* Exercise aim
From the entries below, reproduce exactly the lines from the one with "What React, TypeScript" through the one with "import React from", both included, without images.

* Entries supplied

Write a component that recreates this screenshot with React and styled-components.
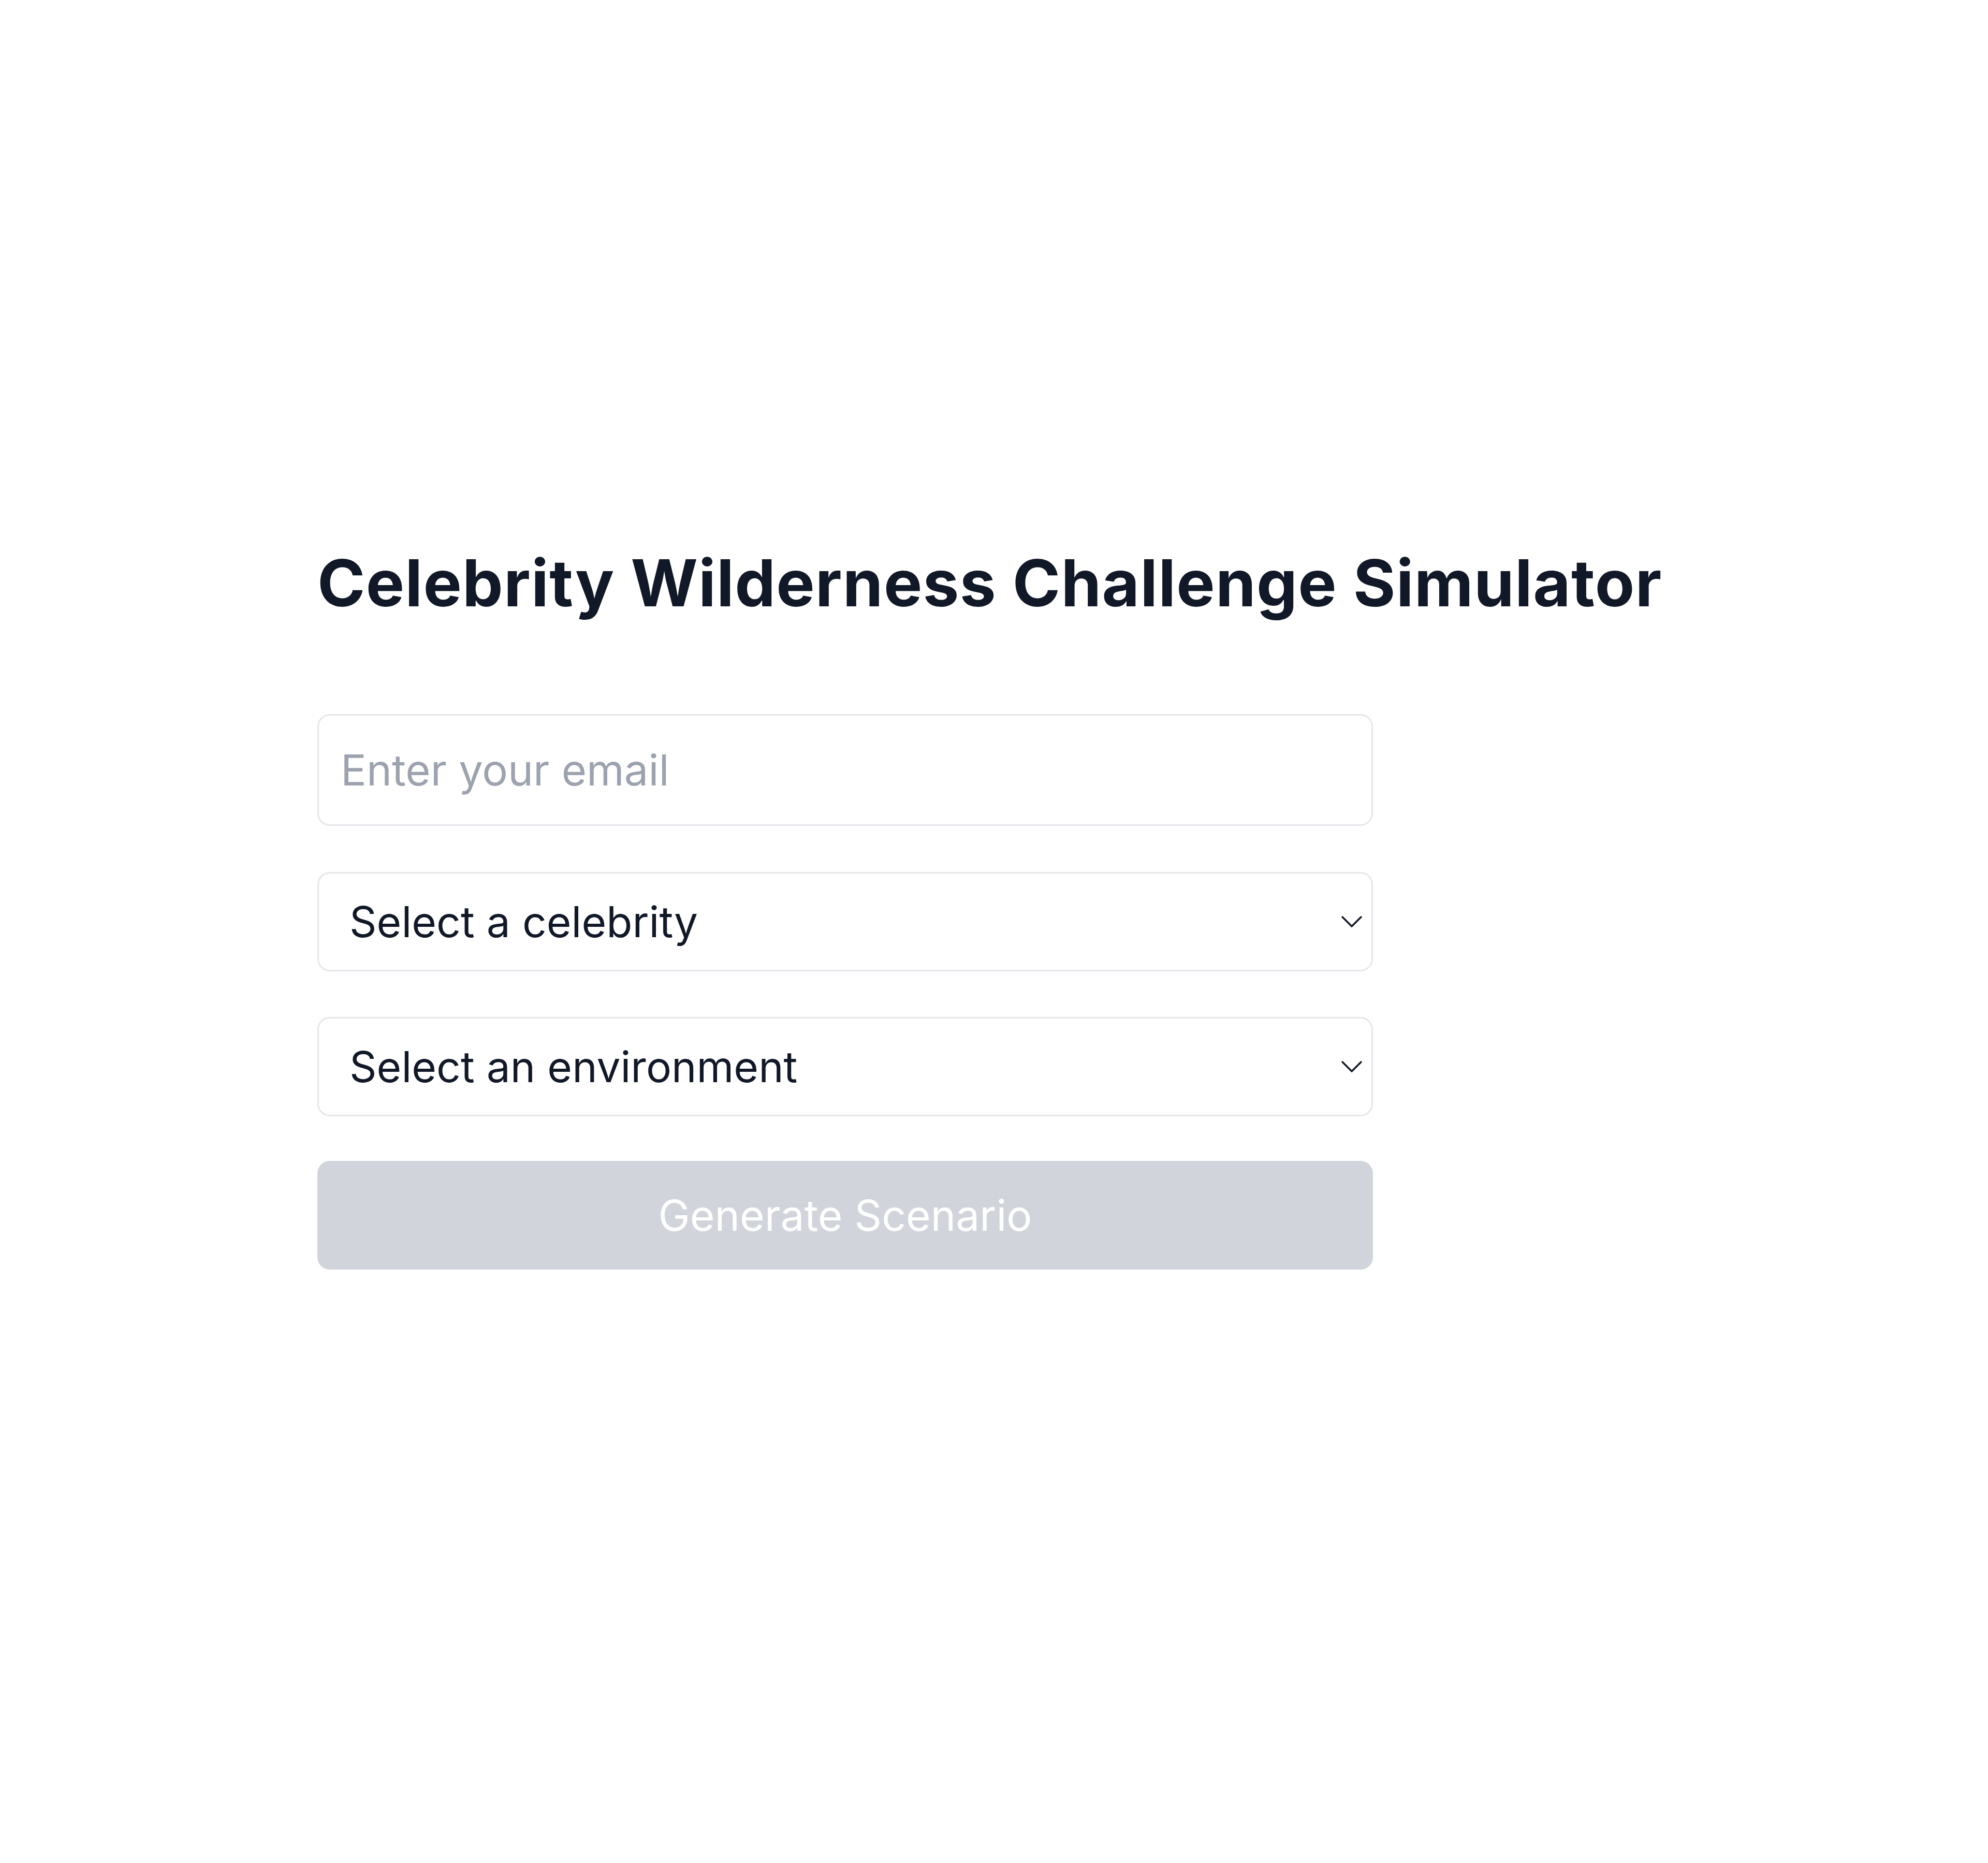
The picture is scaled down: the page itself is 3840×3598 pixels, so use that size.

...

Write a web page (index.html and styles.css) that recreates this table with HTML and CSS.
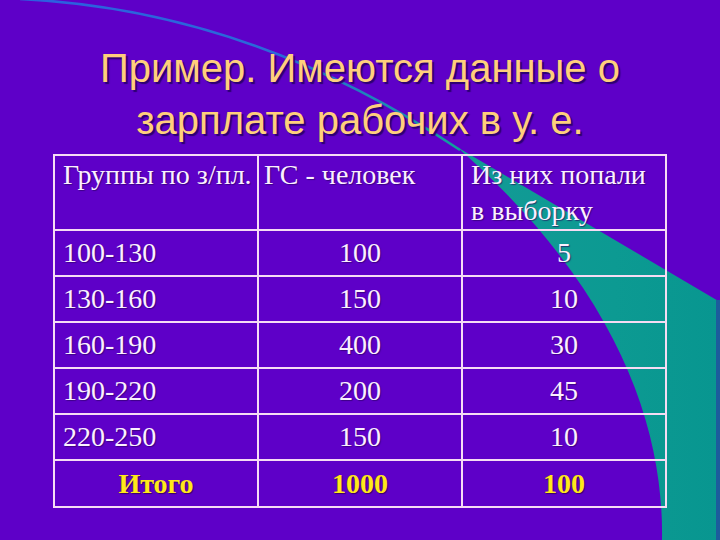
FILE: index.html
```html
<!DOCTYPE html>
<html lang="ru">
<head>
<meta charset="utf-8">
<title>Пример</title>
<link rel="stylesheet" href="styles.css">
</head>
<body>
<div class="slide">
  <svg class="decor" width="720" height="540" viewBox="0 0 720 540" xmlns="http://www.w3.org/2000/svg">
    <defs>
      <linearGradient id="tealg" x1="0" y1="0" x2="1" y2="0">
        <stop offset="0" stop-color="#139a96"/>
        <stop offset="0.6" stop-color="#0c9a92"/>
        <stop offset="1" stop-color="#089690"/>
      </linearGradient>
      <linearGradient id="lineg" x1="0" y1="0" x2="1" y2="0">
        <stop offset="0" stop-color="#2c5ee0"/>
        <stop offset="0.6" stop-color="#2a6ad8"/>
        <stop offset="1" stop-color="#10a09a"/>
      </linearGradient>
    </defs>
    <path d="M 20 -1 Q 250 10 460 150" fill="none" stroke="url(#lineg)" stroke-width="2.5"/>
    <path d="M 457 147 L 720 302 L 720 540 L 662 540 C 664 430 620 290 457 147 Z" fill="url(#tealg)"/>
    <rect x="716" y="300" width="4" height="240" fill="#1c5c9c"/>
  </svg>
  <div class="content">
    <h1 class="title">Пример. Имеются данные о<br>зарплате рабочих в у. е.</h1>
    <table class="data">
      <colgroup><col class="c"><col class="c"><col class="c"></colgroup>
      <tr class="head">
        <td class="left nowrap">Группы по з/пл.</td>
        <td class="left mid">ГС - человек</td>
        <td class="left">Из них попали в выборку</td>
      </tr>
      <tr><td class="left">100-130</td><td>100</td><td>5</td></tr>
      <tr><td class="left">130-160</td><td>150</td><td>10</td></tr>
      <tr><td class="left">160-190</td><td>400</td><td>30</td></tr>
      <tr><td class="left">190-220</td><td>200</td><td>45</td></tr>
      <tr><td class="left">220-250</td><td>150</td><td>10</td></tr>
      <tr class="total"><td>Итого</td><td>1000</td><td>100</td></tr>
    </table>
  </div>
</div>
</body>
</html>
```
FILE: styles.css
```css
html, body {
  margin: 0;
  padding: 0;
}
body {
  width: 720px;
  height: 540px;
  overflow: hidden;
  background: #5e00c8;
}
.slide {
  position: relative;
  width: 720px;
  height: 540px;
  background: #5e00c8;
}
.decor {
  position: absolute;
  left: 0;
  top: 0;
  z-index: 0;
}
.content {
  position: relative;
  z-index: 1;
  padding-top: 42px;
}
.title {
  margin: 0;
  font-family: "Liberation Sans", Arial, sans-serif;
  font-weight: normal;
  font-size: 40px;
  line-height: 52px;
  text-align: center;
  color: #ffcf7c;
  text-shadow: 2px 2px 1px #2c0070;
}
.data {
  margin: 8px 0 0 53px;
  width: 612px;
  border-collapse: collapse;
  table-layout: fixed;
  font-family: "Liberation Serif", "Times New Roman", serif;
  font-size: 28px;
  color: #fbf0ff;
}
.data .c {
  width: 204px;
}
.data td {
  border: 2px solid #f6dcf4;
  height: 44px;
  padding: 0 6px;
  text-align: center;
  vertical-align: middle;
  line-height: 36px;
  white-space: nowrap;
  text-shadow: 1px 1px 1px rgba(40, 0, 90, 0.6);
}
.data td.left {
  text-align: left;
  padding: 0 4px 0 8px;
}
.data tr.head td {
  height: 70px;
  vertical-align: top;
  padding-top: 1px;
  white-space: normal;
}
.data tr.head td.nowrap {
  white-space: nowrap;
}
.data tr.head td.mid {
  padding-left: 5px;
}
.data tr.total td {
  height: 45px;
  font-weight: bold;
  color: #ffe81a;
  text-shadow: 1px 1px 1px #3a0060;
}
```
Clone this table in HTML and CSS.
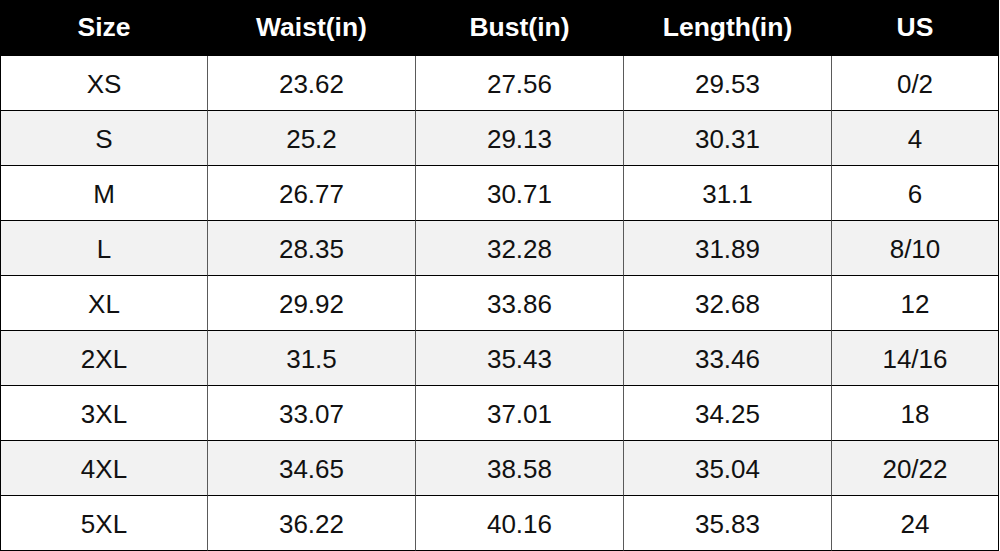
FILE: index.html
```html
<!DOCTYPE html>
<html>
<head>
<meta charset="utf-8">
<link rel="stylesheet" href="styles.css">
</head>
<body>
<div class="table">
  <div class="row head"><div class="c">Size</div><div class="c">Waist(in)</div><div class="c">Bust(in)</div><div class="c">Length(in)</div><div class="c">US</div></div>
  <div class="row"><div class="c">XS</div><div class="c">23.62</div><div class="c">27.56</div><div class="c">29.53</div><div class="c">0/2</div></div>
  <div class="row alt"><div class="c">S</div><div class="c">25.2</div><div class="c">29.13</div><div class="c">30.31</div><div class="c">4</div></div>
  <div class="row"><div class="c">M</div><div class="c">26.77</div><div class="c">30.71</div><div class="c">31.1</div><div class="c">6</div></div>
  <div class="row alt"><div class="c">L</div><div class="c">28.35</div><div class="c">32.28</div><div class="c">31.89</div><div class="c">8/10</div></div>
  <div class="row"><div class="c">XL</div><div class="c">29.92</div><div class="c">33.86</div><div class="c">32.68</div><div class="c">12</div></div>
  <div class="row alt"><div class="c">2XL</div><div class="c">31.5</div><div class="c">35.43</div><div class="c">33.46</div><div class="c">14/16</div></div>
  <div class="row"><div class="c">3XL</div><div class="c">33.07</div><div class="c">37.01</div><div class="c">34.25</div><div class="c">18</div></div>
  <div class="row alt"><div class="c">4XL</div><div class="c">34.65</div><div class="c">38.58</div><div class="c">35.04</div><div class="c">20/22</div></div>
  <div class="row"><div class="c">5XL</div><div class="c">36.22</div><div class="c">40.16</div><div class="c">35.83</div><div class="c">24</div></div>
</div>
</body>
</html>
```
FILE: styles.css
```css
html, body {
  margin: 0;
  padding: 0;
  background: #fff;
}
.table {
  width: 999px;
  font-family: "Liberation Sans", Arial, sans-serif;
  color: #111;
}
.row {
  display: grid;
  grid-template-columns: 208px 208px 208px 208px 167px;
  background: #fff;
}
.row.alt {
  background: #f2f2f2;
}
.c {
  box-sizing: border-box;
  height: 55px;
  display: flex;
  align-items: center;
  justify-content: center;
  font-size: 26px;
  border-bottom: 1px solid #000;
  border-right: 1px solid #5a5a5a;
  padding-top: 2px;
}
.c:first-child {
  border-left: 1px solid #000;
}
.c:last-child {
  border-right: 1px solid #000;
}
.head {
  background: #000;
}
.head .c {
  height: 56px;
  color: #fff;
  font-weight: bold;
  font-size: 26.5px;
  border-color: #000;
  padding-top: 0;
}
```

--

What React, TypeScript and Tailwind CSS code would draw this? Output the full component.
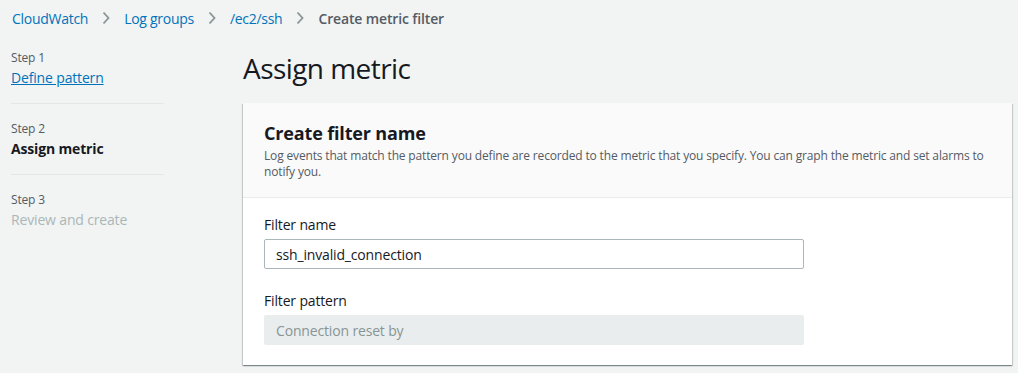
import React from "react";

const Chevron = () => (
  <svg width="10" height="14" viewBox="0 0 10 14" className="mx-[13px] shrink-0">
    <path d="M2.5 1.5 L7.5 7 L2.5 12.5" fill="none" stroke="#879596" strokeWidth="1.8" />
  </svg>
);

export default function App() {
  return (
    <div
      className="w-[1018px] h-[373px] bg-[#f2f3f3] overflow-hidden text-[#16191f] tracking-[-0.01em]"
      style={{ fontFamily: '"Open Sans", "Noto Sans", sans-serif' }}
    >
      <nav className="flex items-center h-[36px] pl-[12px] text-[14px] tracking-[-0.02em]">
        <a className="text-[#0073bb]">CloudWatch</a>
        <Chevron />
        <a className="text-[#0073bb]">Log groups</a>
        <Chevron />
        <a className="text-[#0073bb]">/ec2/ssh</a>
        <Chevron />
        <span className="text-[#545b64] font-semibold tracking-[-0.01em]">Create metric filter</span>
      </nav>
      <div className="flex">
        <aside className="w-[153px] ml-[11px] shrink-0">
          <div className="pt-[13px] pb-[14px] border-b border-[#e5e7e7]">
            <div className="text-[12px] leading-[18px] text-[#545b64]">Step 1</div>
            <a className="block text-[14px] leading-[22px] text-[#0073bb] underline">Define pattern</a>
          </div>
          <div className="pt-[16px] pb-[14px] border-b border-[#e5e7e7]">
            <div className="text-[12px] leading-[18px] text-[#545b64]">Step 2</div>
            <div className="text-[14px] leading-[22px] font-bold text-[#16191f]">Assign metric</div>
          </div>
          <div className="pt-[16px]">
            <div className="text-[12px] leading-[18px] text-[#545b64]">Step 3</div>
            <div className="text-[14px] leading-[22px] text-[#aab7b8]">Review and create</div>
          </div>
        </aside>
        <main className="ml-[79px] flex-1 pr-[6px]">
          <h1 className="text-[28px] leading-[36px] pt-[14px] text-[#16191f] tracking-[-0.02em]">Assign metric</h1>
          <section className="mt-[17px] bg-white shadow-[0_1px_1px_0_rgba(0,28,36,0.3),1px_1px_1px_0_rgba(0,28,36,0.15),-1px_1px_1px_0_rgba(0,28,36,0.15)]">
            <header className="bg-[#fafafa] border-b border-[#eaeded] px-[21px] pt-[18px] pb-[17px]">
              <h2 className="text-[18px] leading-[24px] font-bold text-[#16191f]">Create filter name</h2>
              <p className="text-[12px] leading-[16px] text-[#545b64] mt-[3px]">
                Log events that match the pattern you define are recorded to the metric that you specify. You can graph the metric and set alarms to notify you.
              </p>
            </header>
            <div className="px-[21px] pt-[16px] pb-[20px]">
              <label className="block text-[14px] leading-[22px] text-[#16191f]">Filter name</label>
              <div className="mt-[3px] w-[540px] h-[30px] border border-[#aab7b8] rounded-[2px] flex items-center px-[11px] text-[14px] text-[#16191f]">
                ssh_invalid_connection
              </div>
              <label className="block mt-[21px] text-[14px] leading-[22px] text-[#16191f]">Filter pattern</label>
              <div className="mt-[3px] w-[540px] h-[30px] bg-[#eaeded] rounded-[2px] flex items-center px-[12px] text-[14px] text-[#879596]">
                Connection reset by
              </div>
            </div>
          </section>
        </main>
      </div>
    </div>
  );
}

* Right answer
What React, TypeScript and Tailwind CSS code would draw this? Output the full component.
import React from "react";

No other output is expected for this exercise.